--- START ---

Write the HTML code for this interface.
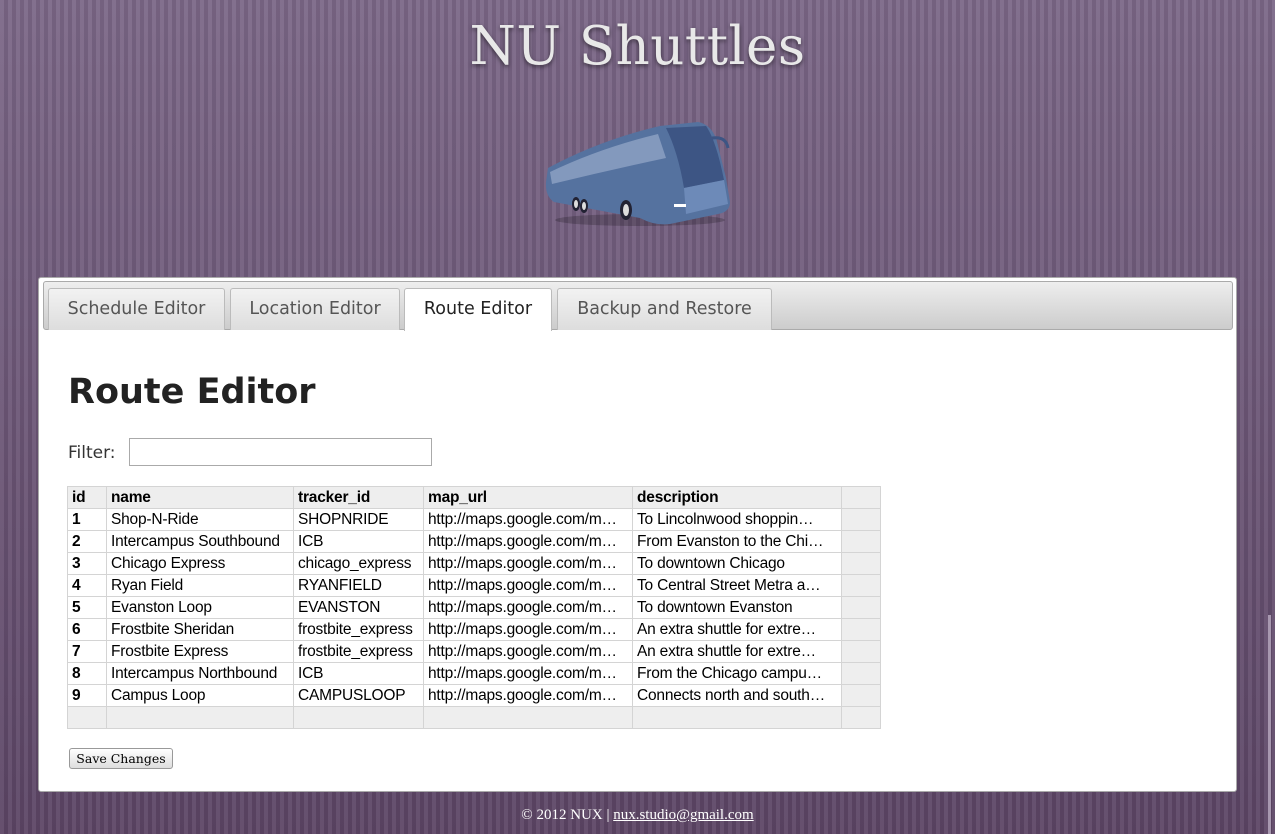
<!DOCTYPE html>
<html><head><meta charset="utf-8"><style>
*{box-sizing:border-box}
html,body{margin:0;padding:0}
body{width:1275px;height:834px;overflow:hidden;position:relative;
background:repeating-linear-gradient(90deg,rgba(255,255,255,0.06) 0 4px,rgba(0,0,0,0.06) 4px 8px),linear-gradient(#7b6787,#5c4565);
font-family:"Liberation Sans",sans-serif}
.title{position:absolute;top:16px;left:0;width:1275px;text-align:center;font-family:"DejaVu Serif","Liberation Serif",serif;font-size:53px;color:#e8e8e8;text-shadow:0 2px 4px rgba(0,0,0,.5);letter-spacing:0.5px}
.panel{position:absolute;left:38px;top:277px;width:1199px;height:515px;background:#fff;border:1px solid #aaa;border-radius:3px}
.tabbar{position:absolute;left:4px;top:3px;width:1190px;height:49px;background:linear-gradient(#eee,#ccc);border:1px solid #aaa;border-radius:3px}
.tab{position:absolute;top:6px;height:42px;background:linear-gradient(#f2f2f2,#ddd);border:1px solid #bbb;border-bottom:none;border-radius:3px 3px 0 0;font-family:"DejaVu Sans",sans-serif;font-size:17.5px;color:#555;text-align:center;line-height:40px}
.tab.a{background:#fff;color:#222;height:43px}
h1{position:absolute;left:29px;top:94px;margin:0;font-family:"DejaVu Sans",sans-serif;font-weight:bold;font-size:35px;color:#222}
.flt{position:absolute;left:29px;top:165px;font-family:"DejaVu Sans",sans-serif;font-size:17px;color:#333}
.inp{position:absolute;left:90px;top:160px;width:303px;height:28px;border:1px solid #aaa}
table{position:absolute;left:28px;top:208px;border-collapse:collapse;font-size:15.5px;color:#000;table-layout:fixed}
td{border:1px solid #d4d4d4;height:22px;padding:0 4px;white-space:nowrap;overflow:hidden;letter-spacing:-0.2px}
tr.h td{background:#eee;font-weight:bold}
td.g{background:#eee}
.btn{position:absolute;left:30px;top:470px;width:104px;height:21px;border:1px solid #999;border-radius:3px;background:linear-gradient(#fff,#ddd);font-family:"DejaVu Serif",serif;font-size:12.5px;text-align:center;line-height:19px}
.foot{position:absolute;top:807px;left:0;width:1275px;text-align:center;color:#fff;font-family:"Liberation Serif",serif;font-size:15px}
.foot u{color:#fff}
.sb{position:absolute;left:1268px;top:615px;width:3px;height:219px;background:#a898b0}
</style></head><body>
<div class="title">NU Shuttles</div>
<svg style="position:absolute;left:540px;top:118px" width="200" height="112" viewBox="0 0 200 112">
<ellipse cx="100" cy="102" rx="85" ry="6" fill="rgba(0,0,0,0.2)"/>
<path d="M8 50 Q60 22 120 8 L158 4 Q170 6 176 20 L186 60 L190 84 Q190 94 178 96 L130 106 Q115 108 100 100 L14 84 Q5 78 6 64Z" fill="#55729f"/>
<path d="M10 54 Q60 30 118 16 L126 40 Q70 52 12 66Z" fill="#8ea2c4" opacity=".8"/>
<path d="M126 10 L166 8 Q176 22 184 62 L144 70 Q138 34 126 10Z" fill="#3d5584"/>
<path d="M144 70 L184 62 L188 86 L146 96Z" fill="#6d8ab8"/>
<ellipse cx="36" cy="86" rx="4" ry="7" fill="#223"/><ellipse cx="36" cy="86" rx="2" ry="4" fill="#ddd"/>
<ellipse cx="44" cy="88" rx="4" ry="7" fill="#223"/><ellipse cx="44" cy="88" rx="2" ry="4" fill="#ddd"/>
<ellipse cx="86" cy="92" rx="6" ry="10" fill="#223"/><ellipse cx="86" cy="92" rx="3" ry="6" fill="#ddd"/>
<rect x="134" y="86" width="12" height="3" fill="#fff"/>
<path d="M172 20 Q186 18 188 30" stroke="#3d5584" stroke-width="3" fill="none"/>
</svg>
<div class="panel">
<div class="tabbar">
<div class="tab" style="left:4px;width:177px">Schedule Editor</div>
<div class="tab" style="left:186px;width:170px">Location Editor</div>
<div class="tab a" style="left:360px;width:148px">Route Editor</div>
<div class="tab" style="left:513px;width:215px">Backup and Restore</div>
</div>
<h1>Route Editor</h1>
<div class="flt">Filter:</div>
<div class="inp"></div>
<table>
<colgroup><col style="width:39px"><col style="width:187px"><col style="width:130px"><col style="width:209px"><col style="width:209px"><col style="width:39px"></colgroup>
<tr class="h"><td>id</td><td>name</td><td>tracker_id</td><td>map_url</td><td>description</td><td></td></tr>
<tr><td><b>1</b></td><td>Shop-N-Ride</td><td>SHOPNRIDE</td><td>http://maps.google.com/m…</td><td>To Lincolnwood shoppin…</td><td class="g"></td></tr>
<tr><td><b>2</b></td><td>Intercampus Southbound</td><td>ICB</td><td>http://maps.google.com/m…</td><td>From Evanston to the Chi…</td><td class="g"></td></tr>
<tr><td><b>3</b></td><td>Chicago Express</td><td>chicago_express</td><td>http://maps.google.com/m…</td><td>To downtown Chicago</td><td class="g"></td></tr>
<tr><td><b>4</b></td><td>Ryan Field</td><td>RYANFIELD</td><td>http://maps.google.com/m…</td><td>To Central Street Metra a…</td><td class="g"></td></tr>
<tr><td><b>5</b></td><td>Evanston Loop</td><td>EVANSTON</td><td>http://maps.google.com/m…</td><td>To downtown Evanston</td><td class="g"></td></tr>
<tr><td><b>6</b></td><td>Frostbite Sheridan</td><td>frostbite_express</td><td>http://maps.google.com/m…</td><td>An extra shuttle for extre…</td><td class="g"></td></tr>
<tr><td><b>7</b></td><td>Frostbite Express</td><td>frostbite_express</td><td>http://maps.google.com/m…</td><td>An extra shuttle for extre…</td><td class="g"></td></tr>
<tr><td><b>8</b></td><td>Intercampus Northbound</td><td>ICB</td><td>http://maps.google.com/m…</td><td>From the Chicago campu…</td><td class="g"></td></tr>
<tr><td><b>9</b></td><td>Campus Loop</td><td>CAMPUSLOOP</td><td>http://maps.google.com/m…</td><td>Connects north and south…</td><td class="g"></td></tr>
<tr><td class="g"></td><td class="g"></td><td class="g"></td><td class="g"></td><td class="g"></td><td class="g"></td></tr>
</table>
<div class="btn">Save Changes</div>
</div>
<div class="foot">© 2012 NUX | <u>nux.studio@gmail.com</u></div>
<div class="sb"></div>
</body></html>
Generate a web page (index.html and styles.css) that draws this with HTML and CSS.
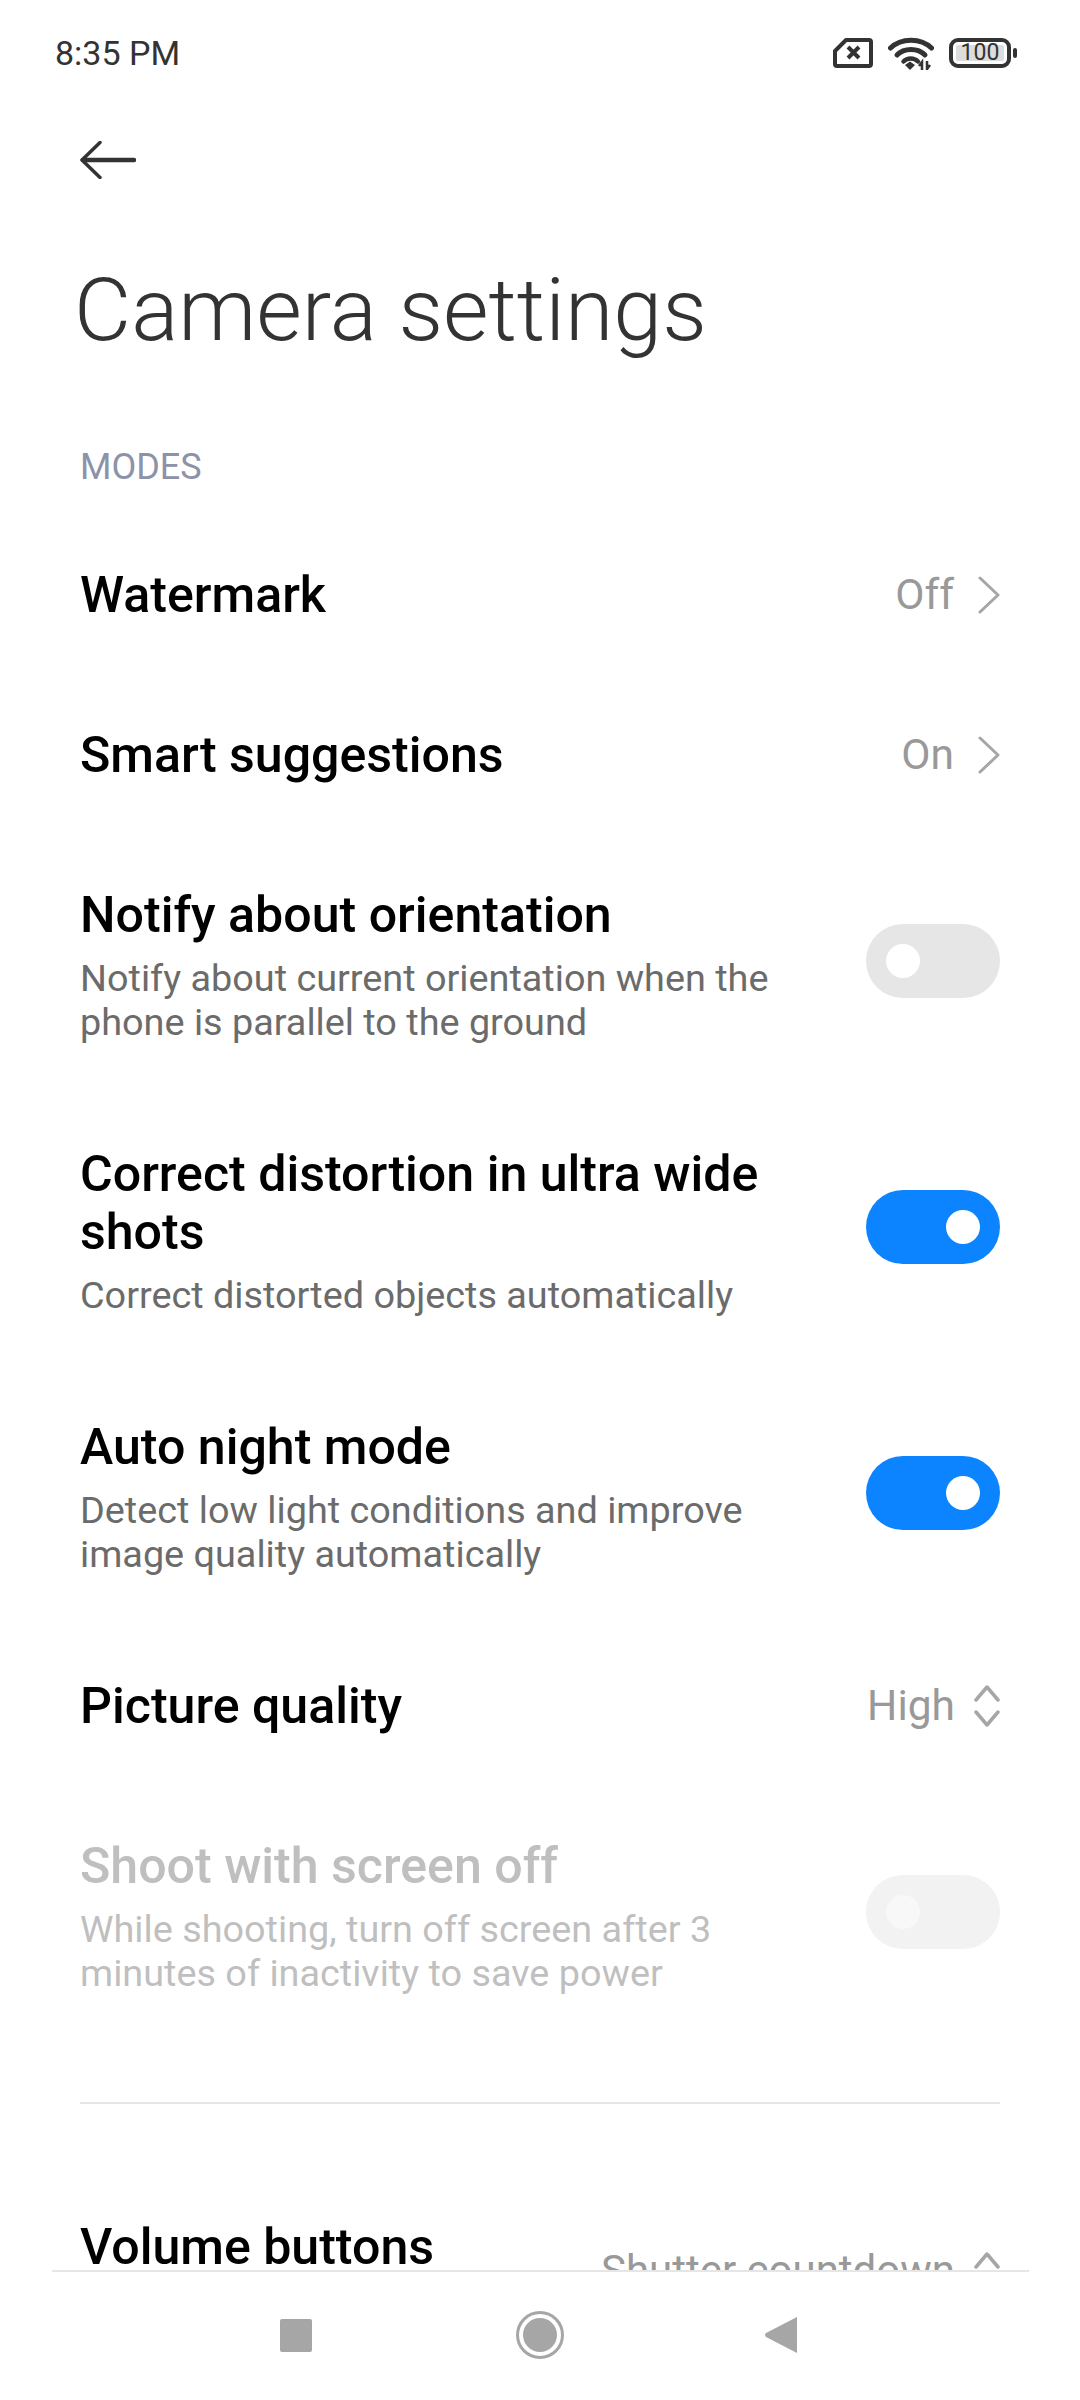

--- END ---

• _Instructions to follow_:
Read through the entries and copy every line that includes "this".

• _Response to the task_:
Write the HTML code for this interface.
Generate a web page (index.html and styles.css) that draws this with HTML and CSS.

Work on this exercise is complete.